Toronto playwright Michael Hollingsworth's The History of the Village of Small Huts is a 21-play cycle on Canadian history from contact to Brian Mulroney. Each play has a cast of 25-30 and is composed of a series of short, tableau-like scenes that sometimes number in the hundreds, cumulatively animating a stretch of time that might span just a few years or several decades. In the process, we are introduced to the key political elites during the period, as well as various social others, Hollingsworth's exposing of the machinations within Canadian corridors of power always juxtaposed against a counter-history from below.
In the case of The Cold War, on through March 1st at SFU Woodward's Fei and Milton Wong Theatre in a Contemporary Arts mainstage theatre production directed by DD Kugler, this dialectic of history from above and history from below can be found in the alternating through-lines of the rise and fall of Conservative Prime Minister John Diefenbaker (a wonderful Kiki Al Rahmani, who captures the Chief's trademark voice perfectly) and the journey from domestic bliss to nightmare of housewife Mary Muffet (an affecting June Fukumura). Sold on the postwar dream of the suburban nuclear family, Mary's happiness begins to slide in inverse proportion to the number of household consumer items her neanderthal husband (just back from the war and now working on the Avro Arrow) buys her. Eventually she is committed to the psychiatric care of Dr. Ewan Cameron (a gleefully over-the-top Carmine Santavenere, with a spot-on Scottish accent), who infamously led CIA-funded experiments with LSD and sleep deprivation on scores of unsuspecting patients at McGill.
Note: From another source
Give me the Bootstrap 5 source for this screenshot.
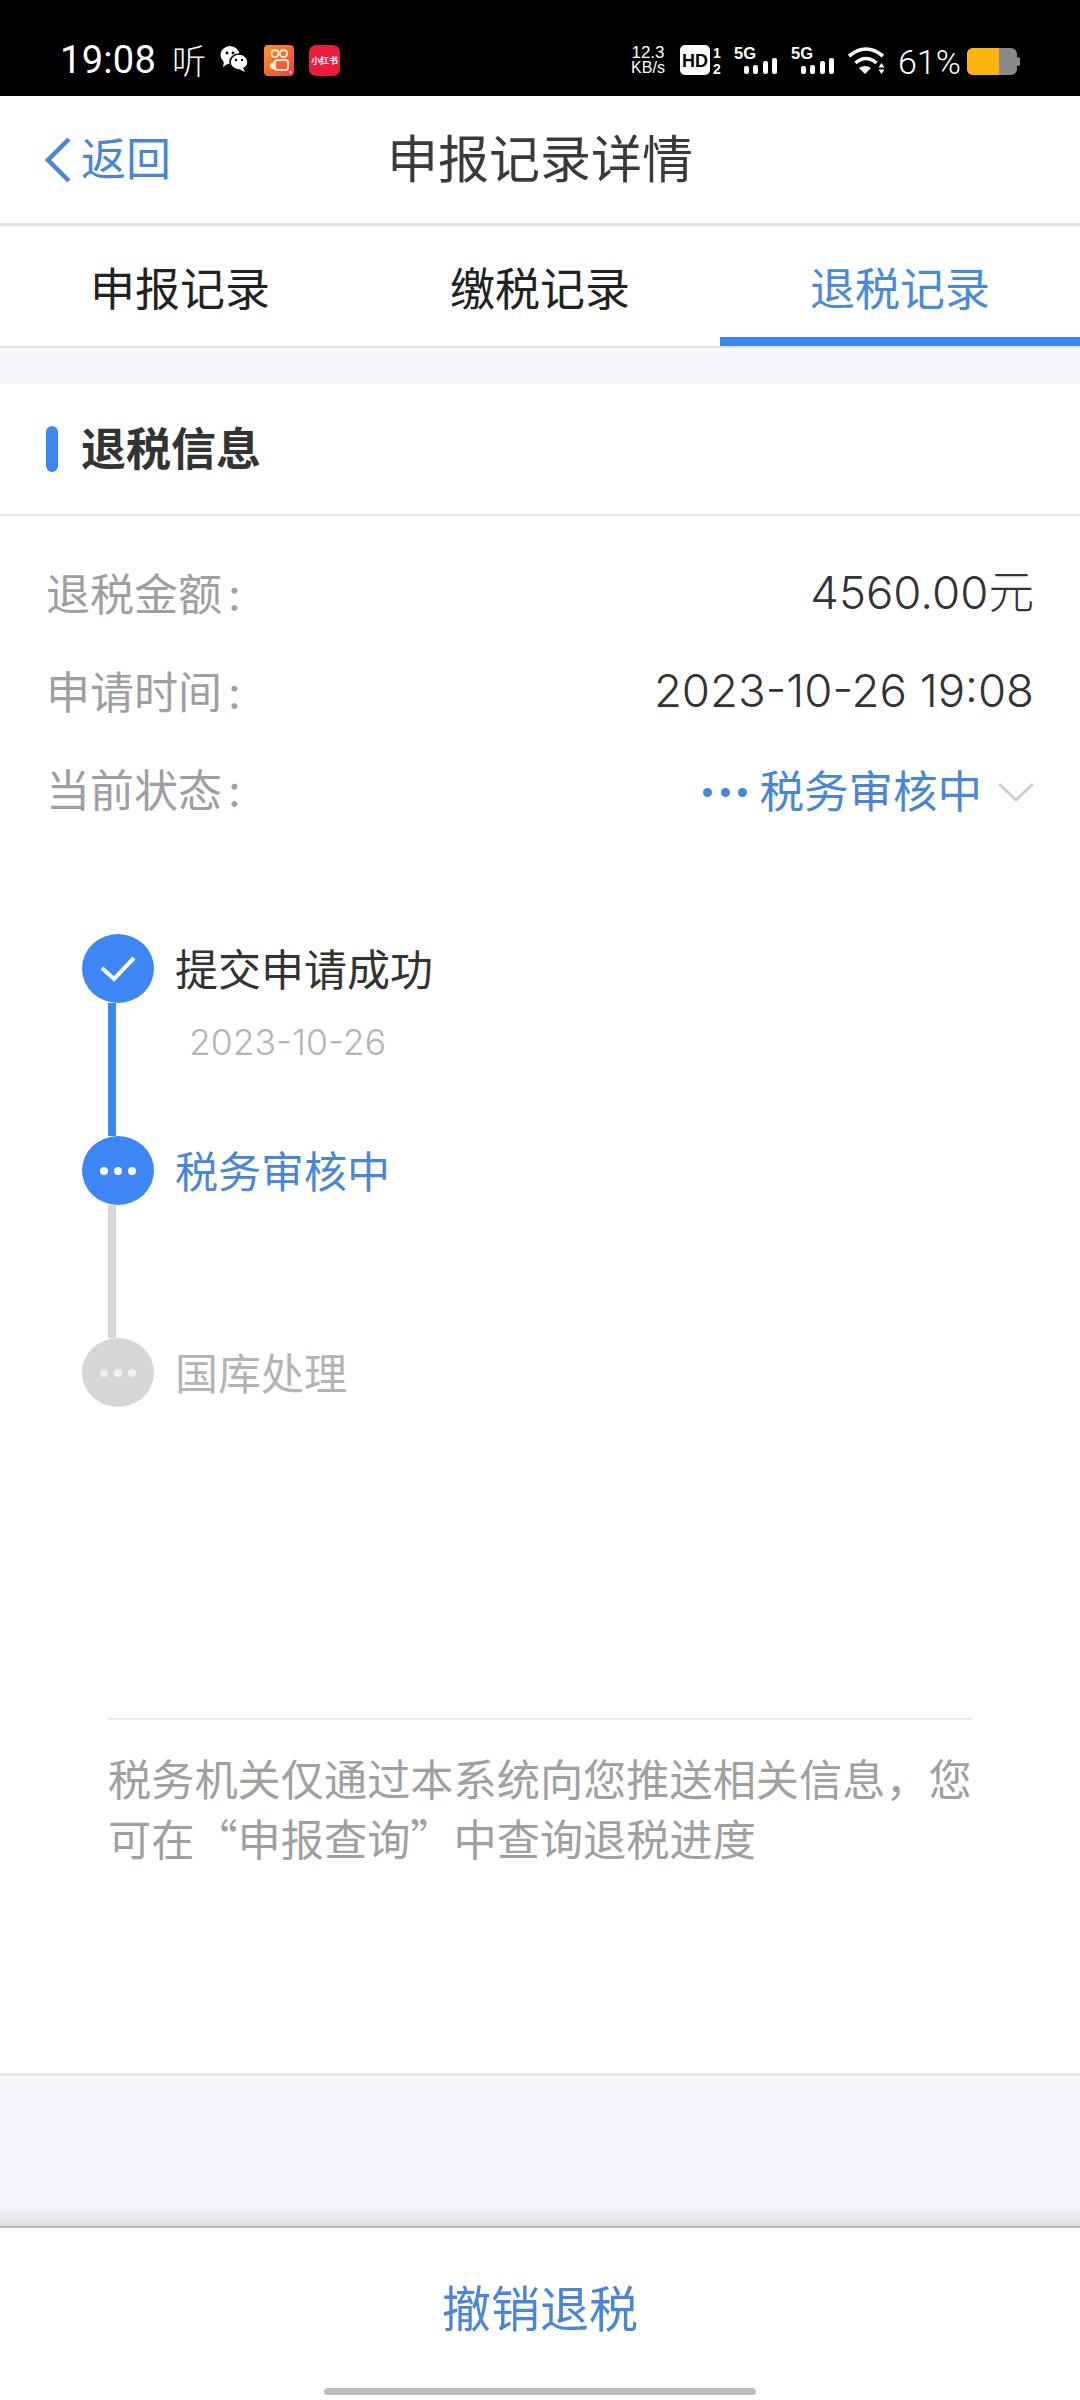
<!DOCTYPE html>
<html lang="zh-CN">
<head>
    <meta charset="UTF-8">
    <meta name="viewport" content="width=device-width, initial-scale=1.0">
    <title>申报记录详情</title>
    <link href="https://cdn.jsdelivr.net/npm/bootstrap@5.3.0/dist/css/bootstrap.min.css" rel="stylesheet">
    <style>
        html, body { margin: 0; background: #fff; }
        body { font-family: Inter, "Noto Sans CJK SC", sans-serif; color: #333; width: 1080px; height: 2400px; overflow: hidden; }
        .screen { width: 1080px; height: 2400px; }
        .screen > * { flex-shrink: 0; }

        /* status bar */
        .status-bar { height: 96px; background: #000; color: #fff; padding: 45px 60px 0 60px; }
        .status-bar svg { display: block; }
        .status-time { font-family: Roboto, sans-serif; font-size: 38px; line-height: 30px; width: 112px; letter-spacing: .3px; }
        .status-ting { font-size: 34px; line-height: 30px; width: 48px; font-weight: 200; font-family: "Noto Sans CJK SC", sans-serif; }
        .wechat-icon { margin: 1px 16px 0 0; }
        .tile-kw { margin-right: 15px; }
        .app-tile { width: 30px; height: 31px; border-radius: 4px; }
        .tile-red { width: 31px; border-radius: 7px; background: #ee1c3c; font-size: 9px; line-height: 31px; letter-spacing: -.2px; text-align: center; color: #fff; font-family: "Noto Sans CJK SC", sans-serif; font-weight: 700; white-space: nowrap; }
        .net-speed { font-family: "Liberation Sans", sans-serif; font-size: 17px; line-height: 15px; text-align: center; width: 36px; margin-right: 14px; }
        .net-speed div + div { font-size: 16px; }
        .gap-hd { margin-right: 11px; }
        .gap-sig { margin-right: 13px; }
        .batt-text { font-family: Roboto, sans-serif; font-size: 34px; line-height: 34px; font-weight: 300; width: 58px; margin-right: 11px; }
        .batt-icon { margin-top: 3px; }

        /* header + tabs */
        .top-bar { height: 127px; border-bottom: 3px solid #e4e4e4; box-sizing: content-box; }
        .top-side { flex: 1 1 0; }
        .back-link { padding-left: 45px; color: #4a86d6; font-size: 45px; line-height: 1; }
        .back-link span { margin-left: 10px; }
        .top-title { font-size: 51px; color: #3a3a3a; padding-top: 2px; }
        .tab-row { height: 122px; border-bottom: 2px solid #e4e4e4; }
        .tab-item { width: 360px; font-size: 45px; color: #222; text-align: center; line-height: 128px; }
        .tab-on { color: #4a8ad6; border-bottom: 9px solid #3f86f5; }
        .gray-band { height: 36px; background: #f5f6fa; }

        /* card */
        .section-head { height: 130px; padding-left: 46px; border-bottom: 2px solid #e8e8e8; box-sizing: content-box; }
        .section-bar { width: 12px; height: 46px; border-radius: 6px; background: #3f86f5; margin-right: 23px; }
        .section-title { font-size: 45px; font-weight: 700; color: #333; padding-top: 2px; }
        .info-list { padding: 31px 46px 0 46px; }
        .info-row { height: 98px; }
        .info-label { font-size: 44px; color: #9e9fa3; padding-bottom: 3px; }
        .label-colon { margin-left: 6px; }
        .info-value { font-size: 45.600px; font-weight: 300; color: #333; padding-bottom: 6px; }
        .status-value { color: #4a86d6; font-size: 44.500px; }
        .status-dots { gap: 8.500px; margin-right: 12px; }
        .status-dots i { width: 9px; height: 9px; border-radius: 50%; background: #4a86d6; display: block; }

        /* steps */
        .step-list { padding: 93px 0 0 82px; height: 877px; }
        .step-item { height: 202px; }
        .step-side { width: 72px; margin-right: 21px; flex: none; }
        .step-dot { width: 72px; height: 69px; border-radius: 50%; background: #3f86f5; gap: 6px; }
        .step-dot i { width: 8px; height: 8px; border-radius: 50%; background: #fff; display: block; }
        .step-off .step-dot { background: #d6d6d6; }
        .step-off .step-dot i { background: #f1f1f1; }
        .step-line { width: 8px; height: 133px; margin-left: 26px; background: #3f86f5; }
        .step-line-off { background: #d6d6d6; }
        .step-name { font-size: 43px; line-height: 73px; color: #333; }
        .step-now { color: #4a86d6; }
        .step-off .step-name { color: #b4b4b4; }
        .step-date { font-size: 35.500px; font-weight: 300; line-height: 40px; color: #b4b4b4; margin: 16px 0 0 14px; }
        .note-box { margin: 0 108px; border-top: 2px solid #ececec; padding-top: 27px; flex: 1 1 0; }
        .note-text { font-family: "Noto Sans CJK SC", sans-serif; font-size: 43.200px; line-height: 60px; color: #a0a0a0; margin: 0; }
        .pad-band { height: 150px; background: linear-gradient(#f5f6fa 0, #f5f6fa 132px, #dcdde0 150px); border-top: 3px solid #e4e4e4; border-bottom: 2px solid #b9bbc0; box-sizing: content-box; }
        .bottom-bar { height: 172px; padding-top: 3px; }
        .cancel-text { font-size: 49px; color: #4a86d6; line-height: 157px; text-align: center; }
        .home-pill { width: 432px; height: 7px; border-radius: 4px; background: #bdbdbd; margin: 0 auto; }
    </style>
</head>
<body>
<div class="screen d-flex flex-column">
    <div class="status-bar d-flex justify-content-between">
        <div class="d-flex align-items-start">
            <div class="status-time">19:08</div>
            <div class="status-ting">听</div>
            <svg class="wechat-icon" width="28" height="26" viewBox="0 0 28 26" fill="#fff">
                <ellipse cx="10" cy="9" rx="9.500" ry="9"/><path d="M4 15 3 21 9 17z"/>
                <ellipse cx="19" cy="16" rx="9" ry="8" stroke="#000" stroke-width="1.500"/><path d="M23 22 25 26 19 23z"/>
                <circle cx="7" cy="7" r="1.400" fill="#000"/><circle cx="13" cy="7" r="1.400" fill="#000"/>
                <circle cx="16" cy="14" r="1.200" fill="#000"/><circle cx="22" cy="14" r="1.200" fill="#000"/>
            </svg>
            <svg class="app-tile tile-kw" viewBox="0 0 30 31">
                <defs><linearGradient id="kw" x1="0" y1="0" x2="1" y2="1"><stop offset="0" stop-color="#f79a22"/><stop offset="1" stop-color="#ee3a45"/></linearGradient></defs>
                <rect width="30" height="31" rx="3" fill="url(#kw)"/>
                <g fill="none" stroke="#ffeacb" stroke-width="2">
                    <circle cx="11" cy="8.500" r="3.600"/><circle cx="19.500" cy="8.500" r="3.600"/>
                    <rect x="11" y="15" width="13" height="10" rx="2.500"/>
                </g>
                <path d="M11 16 6 19v4l5 2z" fill="#ffeacb"/>
                <path d="M26.500 26v2.500" stroke="#fff" stroke-width="1.500"/>
            </svg>
            <div class="app-tile tile-red">小红书</div>
        </div>
        <div class="d-flex align-items-start">
            <div class="net-speed"><div>12.3</div><div>KB/s</div></div>
            <svg class="gap-hd" width="43" height="30" viewBox="0 0 43 30">
                <rect width="30" height="30" rx="5" fill="#fff"/>
                <text x="15" y="22" text-anchor="middle" font-family="Liberation Sans" font-size="18" font-weight="700" fill="#000">HD</text>
                <text x="33" y="13" font-family="Liberation Sans" font-size="14" font-weight="700" fill="#fff">1</text>
                <text x="33" y="29" font-family="Liberation Sans" font-size="14" font-weight="700" fill="#fff">2</text>
            </svg>
            <svg class="gap-sig" width="44" height="30" viewBox="0 0 44 30">
                <text x="0" y="14" font-family="Liberation Sans" font-size="16.500" font-weight="700" fill="#fff">5G</text>
                <rect x="10" y="21" width="5" height="8" rx="2" fill="#fff"/><rect x="19" y="20" width="5" height="9" rx="2" fill="#fff"/><rect x="29" y="16" width="5" height="13" rx="2" fill="#fff"/><rect x="38" y="13" width="5" height="16" rx="2" fill="#fff"/>
            </svg>
            <svg class="gap-sig" width="44" height="30" viewBox="0 0 44 30">
                <text x="0" y="14" font-family="Liberation Sans" font-size="16.500" font-weight="700" fill="#fff">5G</text>
                <rect x="10" y="21" width="5" height="8" rx="2" fill="#fff"/><rect x="19" y="20" width="5" height="9" rx="2" fill="#fff"/><rect x="29" y="16" width="5" height="13" rx="2" fill="#fff"/><rect x="38" y="13" width="5" height="16" rx="2" fill="#fff"/>
            </svg>
            <svg class="gap-sig" width="37" height="30" viewBox="0 0 37 30">
                <g fill="none" stroke="#fff" stroke-width="3.600"><path d="M1 11Q18-3 35 11"/><path d="M7.500 18Q18 9 28.500 18"/></g>
                <path d="M11 23Q17 19 23 23L17 29z" fill="#fff"/>
                <path d="M33.500 18l3 4.500h-6zM33.500 29l3-4.500h-6z" fill="#fff"/>
            </svg>
            <div class="batt-text">61%</div>
            <svg class="batt-icon" width="53" height="27" viewBox="0 0 53 27">
                <rect width="50" height="27" rx="6" fill="#8a8a8a"/>
                <path d="M6 0h26v27H6a6 6 0 0 1-6-6V6a6 6 0 0 1 6-6z" fill="#fcb40f"/>
                <rect x="50" y="9" width="3" height="9" rx="1.500" fill="#8a8a8a"/>
            </svg>
        </div>
    </div>

    <div class="top-bar d-flex align-items-center">
        <div class="top-side">
            <div class="back-link d-flex align-items-center">
                <svg width="26" height="46" viewBox="0 0 26 46" fill="none" stroke="#4a86d6" stroke-width="4.500"><path d="M24 2 3 23l21 21"/></svg>
                <span>返回</span>
            </div>
        </div>
        <div class="top-title">申报记录详情</div>
        <div class="top-side"></div>
    </div>

    <div class="tab-row d-flex">
        <div class="tab-item">申报记录</div>
        <div class="tab-item">缴税记录</div>
        <div class="tab-item tab-on">退税记录</div>
    </div>
    <div class="gray-band"></div>

    <div class="section-head d-flex align-items-center">
        <div class="section-bar"></div>
        <div class="section-title">退税信息</div>
    </div>

    <div class="info-list">
        <div class="info-row d-flex justify-content-between align-items-center">
            <div class="info-label">退税金额<span class="label-colon">:</span></div>
            <div class="info-value">4560.00元</div>
        </div>
        <div class="info-row d-flex justify-content-between align-items-center">
            <div class="info-label">申请时间<span class="label-colon">:</span></div>
            <div class="info-value">2023-10-26 19:08</div>
        </div>
        <div class="info-row d-flex justify-content-between align-items-center">
            <div class="info-label">当前状态<span class="label-colon">:</span></div>
            <div class="status-value d-flex align-items-center">
                <div class="status-dots d-flex"><i></i><i></i><i></i></div>
                <span>税务审核中</span>
                <svg class="ms-3" width="36" height="20" viewBox="0 0 36 20" fill="none" stroke="#cfcfcf" stroke-width="3"><path d="M1 2 18 18 35 2"/></svg>
            </div>
        </div>
    </div>

    <div class="step-list">
        <div class="step-item d-flex">
            <div class="step-side">
                <div class="step-dot d-flex align-items-center justify-content-center">
                    <svg width="36" height="26" viewBox="0 0 36 26" fill="none" stroke="#fff" stroke-width="4"><path d="M2 12 14 23 34 2"/></svg>
                </div>
                <div class="step-line"></div>
            </div>
            <div>
                <div class="step-name">提交申请成功</div>
                <div class="step-date">2023-10-26</div>
            </div>
        </div>
        <div class="step-item d-flex">
            <div class="step-side">
                <div class="step-dot d-flex align-items-center justify-content-center"><i></i><i></i><i></i></div>
                <div class="step-line step-line-off"></div>
            </div>
            <div class="step-name step-now">税务审核中</div>
        </div>
        <div class="step-item d-flex step-off">
            <div class="step-side">
                <div class="step-dot d-flex align-items-center justify-content-center"><i></i><i></i><i></i></div>
            </div>
            <div class="step-name">国库处理</div>
        </div>
    </div>

    <div class="note-box">
        <p class="note-text">税务机关仅通过本系统向您推送相关信息&#xFF0C;您可在&#x201C;申报查询&#x201D;中查询退税进度</p>
    </div>
    <div class="pad-band"></div>
    <div class="bottom-bar">
        <div class="cancel-text">撤销退税</div>
        <div class="home-pill"></div>
    </div>
</div>
</body>
</html>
Add to all of this a rogue's gallery of spies (including Igor Gouzenko and Gerta Munsinger), RCMP surveillance operatives, beatniks, and four self-aggrandizing, power mad, or just plain mad Prime Ministers (Mackenzie King, Louis St. Laurent, Diefenbaker, and Lester B. Pearson), and you have the makings of a story that is all the more operatic because it's true. Not that Hollingsworth doesn't have his own ideological take on the proceedings--his portraits of Diefenbaker (the arch defender of Canadian sovereignty) and Pearson (portrayed as a politically grasping dupe of American interests) might strike many as surprisingly revisionist. But that's partly the point--to paint with broad political strokes in order to incite interest in and debate on a history most Canadians ignore.
The stylistic strokes are equally broad. As per the name of Hollingsworth and Co-Artistic Director Deanne Taylor's company, VideoCabaret, the plays in the Small Huts series are meant to be presented on a framed black-box stage that resembles a TV set. A succession of tight spots illuminate the characters within any given scene in a montage-like sequence, with the acting largely presentational and pantomimic. That is, dialogue is spoken out to the audience and the wonderful student actors--in white face paint and sporting a succession of false mustaches and wigs--contort their faces into exaggerated masks and plant or shimmy their bodies in commedia-like poses that immediately telegraph their roles to the audience. It's the perfect form for Hollingsworth's caustic wit and satiric commentary and this production captures it all with exuberant panache.